◆ **DATASET EXCERPT**

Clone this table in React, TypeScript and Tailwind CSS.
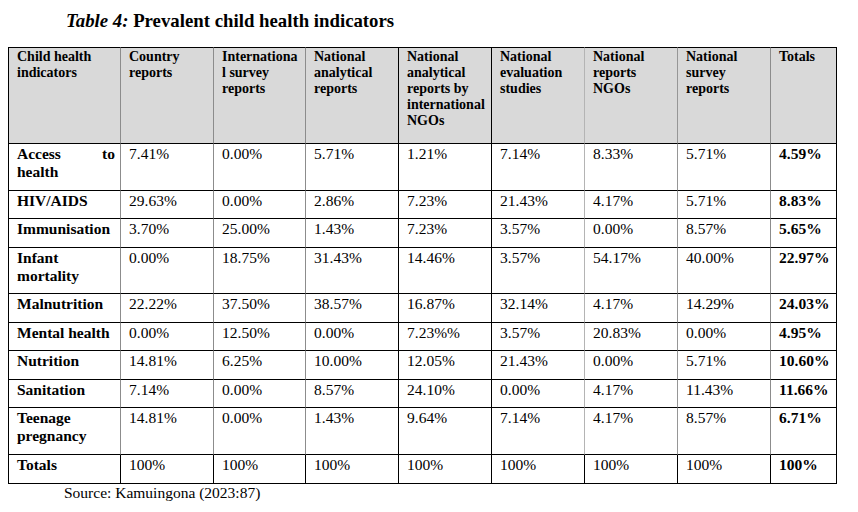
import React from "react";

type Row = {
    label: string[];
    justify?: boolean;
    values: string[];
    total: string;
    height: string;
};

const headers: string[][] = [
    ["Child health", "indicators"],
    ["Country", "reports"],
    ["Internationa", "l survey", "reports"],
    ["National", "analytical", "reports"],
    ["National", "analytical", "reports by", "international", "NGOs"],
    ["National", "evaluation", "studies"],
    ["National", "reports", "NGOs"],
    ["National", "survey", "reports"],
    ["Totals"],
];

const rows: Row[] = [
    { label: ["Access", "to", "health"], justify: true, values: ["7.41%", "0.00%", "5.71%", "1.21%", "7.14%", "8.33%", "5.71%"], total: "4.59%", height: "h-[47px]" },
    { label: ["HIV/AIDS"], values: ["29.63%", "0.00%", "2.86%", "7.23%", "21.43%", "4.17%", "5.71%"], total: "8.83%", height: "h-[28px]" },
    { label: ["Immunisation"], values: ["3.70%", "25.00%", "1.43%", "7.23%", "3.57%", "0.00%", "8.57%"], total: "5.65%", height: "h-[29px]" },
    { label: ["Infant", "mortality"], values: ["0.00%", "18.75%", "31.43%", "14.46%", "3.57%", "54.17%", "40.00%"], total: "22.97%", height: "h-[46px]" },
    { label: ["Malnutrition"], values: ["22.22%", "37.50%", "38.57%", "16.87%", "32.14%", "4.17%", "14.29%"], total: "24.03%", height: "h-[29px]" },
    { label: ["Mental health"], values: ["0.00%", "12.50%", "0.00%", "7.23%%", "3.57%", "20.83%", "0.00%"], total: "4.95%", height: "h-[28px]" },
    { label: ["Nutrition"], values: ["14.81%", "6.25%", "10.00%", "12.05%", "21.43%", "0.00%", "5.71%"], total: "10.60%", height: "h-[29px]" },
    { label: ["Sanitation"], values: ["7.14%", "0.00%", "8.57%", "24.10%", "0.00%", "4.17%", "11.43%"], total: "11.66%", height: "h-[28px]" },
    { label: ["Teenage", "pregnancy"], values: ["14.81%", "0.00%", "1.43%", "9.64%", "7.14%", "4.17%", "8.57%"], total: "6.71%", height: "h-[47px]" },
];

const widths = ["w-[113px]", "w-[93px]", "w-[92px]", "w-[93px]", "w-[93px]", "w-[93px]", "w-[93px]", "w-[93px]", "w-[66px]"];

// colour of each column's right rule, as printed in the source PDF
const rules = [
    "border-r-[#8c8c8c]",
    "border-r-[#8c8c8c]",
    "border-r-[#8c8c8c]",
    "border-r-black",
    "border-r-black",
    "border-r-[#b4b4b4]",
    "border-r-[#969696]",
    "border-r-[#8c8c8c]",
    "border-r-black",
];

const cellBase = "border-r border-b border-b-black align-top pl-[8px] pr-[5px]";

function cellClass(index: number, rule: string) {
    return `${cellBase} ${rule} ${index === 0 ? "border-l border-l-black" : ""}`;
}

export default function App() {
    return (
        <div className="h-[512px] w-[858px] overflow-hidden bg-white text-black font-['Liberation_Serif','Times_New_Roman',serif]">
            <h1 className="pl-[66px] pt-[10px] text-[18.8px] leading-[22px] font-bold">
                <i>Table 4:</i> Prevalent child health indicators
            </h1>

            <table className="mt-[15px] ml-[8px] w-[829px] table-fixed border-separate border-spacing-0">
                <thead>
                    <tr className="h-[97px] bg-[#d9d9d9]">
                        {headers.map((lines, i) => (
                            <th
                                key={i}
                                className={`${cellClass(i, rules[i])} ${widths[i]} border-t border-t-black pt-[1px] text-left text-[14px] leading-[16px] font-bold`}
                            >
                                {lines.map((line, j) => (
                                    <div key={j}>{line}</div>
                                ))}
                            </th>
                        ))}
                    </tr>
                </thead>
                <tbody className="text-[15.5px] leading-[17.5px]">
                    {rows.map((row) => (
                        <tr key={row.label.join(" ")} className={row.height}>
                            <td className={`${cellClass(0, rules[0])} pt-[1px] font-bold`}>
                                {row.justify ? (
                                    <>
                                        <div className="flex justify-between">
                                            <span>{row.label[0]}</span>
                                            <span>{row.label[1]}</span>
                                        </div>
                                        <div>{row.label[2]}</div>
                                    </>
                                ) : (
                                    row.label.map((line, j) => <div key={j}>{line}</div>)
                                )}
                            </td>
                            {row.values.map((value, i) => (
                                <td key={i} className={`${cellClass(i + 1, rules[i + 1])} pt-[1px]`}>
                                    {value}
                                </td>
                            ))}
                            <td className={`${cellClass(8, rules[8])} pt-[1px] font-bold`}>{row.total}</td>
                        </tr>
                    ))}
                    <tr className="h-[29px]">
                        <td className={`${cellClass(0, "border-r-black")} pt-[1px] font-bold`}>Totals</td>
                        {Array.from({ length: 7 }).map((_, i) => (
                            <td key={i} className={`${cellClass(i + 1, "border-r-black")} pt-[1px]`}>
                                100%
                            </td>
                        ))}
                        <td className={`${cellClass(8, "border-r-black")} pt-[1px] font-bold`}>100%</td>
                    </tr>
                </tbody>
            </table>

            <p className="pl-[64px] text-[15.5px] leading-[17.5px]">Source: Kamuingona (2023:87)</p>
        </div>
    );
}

◆ **TASK DETAILS**
Leave out the pictures and restate everything else word for word.

◆ **EXERCISE SOLUTION**
Clone this table in React, TypeScript and Tailwind CSS.
import React from "react";

type Row = {
    label: string[];
    justify?: boolean;
    values: string[];
    total: string;
    height: string;
};

const headers: string[][] = [
    ["Child health", "indicators"],
    ["Country", "reports"],
    ["Internationa", "l survey", "reports"],
    ["National", "analytical", "reports"],
    ["National", "analytical", "reports by", "international", "NGOs"],
    ["National", "evaluation", "studies"],
    ["National", "reports", "NGOs"],
    ["National", "survey", "reports"],
    ["Totals"],
];

const rows: Row[] = [
    { label: ["Access", "to", "health"], justify: true, values: ["7.41%", "0.00%", "5.71%", "1.21%", "7.14%", "8.33%", "5.71%"], total: "4.59%", height: "h-[47px]" },
    { label: ["HIV/AIDS"], values: ["29.63%", "0.00%", "2.86%", "7.23%", "21.43%", "4.17%", "5.71%"], total: "8.83%", height: "h-[28px]" },
    { label: ["Immunisation"], values: ["3.70%", "25.00%", "1.43%", "7.23%", "3.57%", "0.00%", "8.57%"], total: "5.65%", height: "h-[29px]" },
    { label: ["Infant", "mortality"], values: ["0.00%", "18.75%", "31.43%", "14.46%", "3.57%", "54.17%", "40.00%"], total: "22.97%", height: "h-[46px]" },
    { label: ["Malnutrition"], values: ["22.22%", "37.50%", "38.57%", "16.87%", "32.14%", "4.17%", "14.29%"], total: "24.03%", height: "h-[29px]" },
    { label: ["Mental health"], values: ["0.00%", "12.50%", "0.00%", "7.23%%", "3.57%", "20.83%", "0.00%"], total: "4.95%", height: "h-[28px]" },
    { label: ["Nutrition"], values: ["14.81%", "6.25%", "10.00%", "12.05%", "21.43%", "0.00%", "5.71%"], total: "10.60%", height: "h-[29px]" },
    { label: ["Sanitation"], values: ["7.14%", "0.00%", "8.57%", "24.10%", "0.00%", "4.17%", "11.43%"], total: "11.66%", height: "h-[28px]" },
    { label: ["Teenage", "pregnancy"], values: ["14.81%", "0.00%", "1.43%", "9.64%", "7.14%", "4.17%", "8.57%"], total: "6.71%", height: "h-[47px]" },
];

const widths = ["w-[113px]", "w-[93px]", "w-[92px]", "w-[93px]", "w-[93px]", "w-[93px]", "w-[93px]", "w-[93px]", "w-[66px]"];

// colour of each column's right rule, as printed in the source PDF
const rules = [
    "border-r-[#8c8c8c]",
    "border-r-[#8c8c8c]",
    "border-r-[#8c8c8c]",
    "border-r-black",
    "border-r-black",
    "border-r-[#b4b4b4]",
    "border-r-[#969696]",
    "border-r-[#8c8c8c]",
    "border-r-black",
];

const cellBase = "border-r border-b border-b-black align-top pl-[8px] pr-[5px]";

function cellClass(index: number, rule: string) {
    return `${cellBase} ${rule} ${index === 0 ? "border-l border-l-black" : ""}`;
}

export default function App() {
    return (
        <div className="h-[512px] w-[858px] overflow-hidden bg-white text-black font-['Liberation_Serif','Times_New_Roman',serif]">
            <h1 className="pl-[66px] pt-[10px] text-[18.8px] leading-[22px] font-bold">
                <i>Table 4:</i> Prevalent child health indicators
            </h1>

            <table className="mt-[15px] ml-[8px] w-[829px] table-fixed border-separate border-spacing-0">
                <thead>
                    <tr className="h-[97px] bg-[#d9d9d9]">
                        {headers.map((lines, i) => (
                            <th
                                key={i}
                                className={`${cellClass(i, rules[i])} ${widths[i]} border-t border-t-black pt-[1px] text-left text-[14px] leading-[16px] font-bold`}
                            >
                                {lines.map((line, j) => (
                                    <div key={j}>{line}</div>
                                ))}
                            </th>
                        ))}
                    </tr>
                </thead>
                <tbody className="text-[15.5px] leading-[17.5px]">
                    {rows.map((row) => (
                        <tr key={row.label.join(" ")} className={row.height}>
                            <td className={`${cellClass(0, rules[0])} pt-[1px] font-bold`}>
                                {row.justify ? (
                                    <>
                                        <div className="flex justify-between">
                                            <span>{row.label[0]}</span>
                                            <span>{row.label[1]}</span>
                                        </div>
                                        <div>{row.label[2]}</div>
                                    </>
                                ) : (
                                    row.label.map((line, j) => <div key={j}>{line}</div>)
                                )}
                            </td>
                            {row.values.map((value, i) => (
                                <td key={i} className={`${cellClass(i + 1, rules[i + 1])} pt-[1px]`}>
                                    {value}
                                </td>
                            ))}
                            <td className={`${cellClass(8, rules[8])} pt-[1px] font-bold`}>{row.total}</td>
                        </tr>
                    ))}
                    <tr className="h-[29px]">
                        <td className={`${cellClass(0, "border-r-black")} pt-[1px] font-bold`}>Totals</td>
                        {Array.from({ length: 7 }).map((_, i) => (
                            <td key={i} className={`${cellClass(i + 1, "border-r-black")} pt-[1px]`}>
                                100%
                            </td>
                        ))}
                        <td className={`${cellClass(8, "border-r-black")} pt-[1px] font-bold`}>100%</td>
                    </tr>
                </tbody>
            </table>

            <p className="pl-[64px] text-[15.5px] leading-[17.5px]">Source: Kamuingona (2023:87)</p>
        </div>
    );
}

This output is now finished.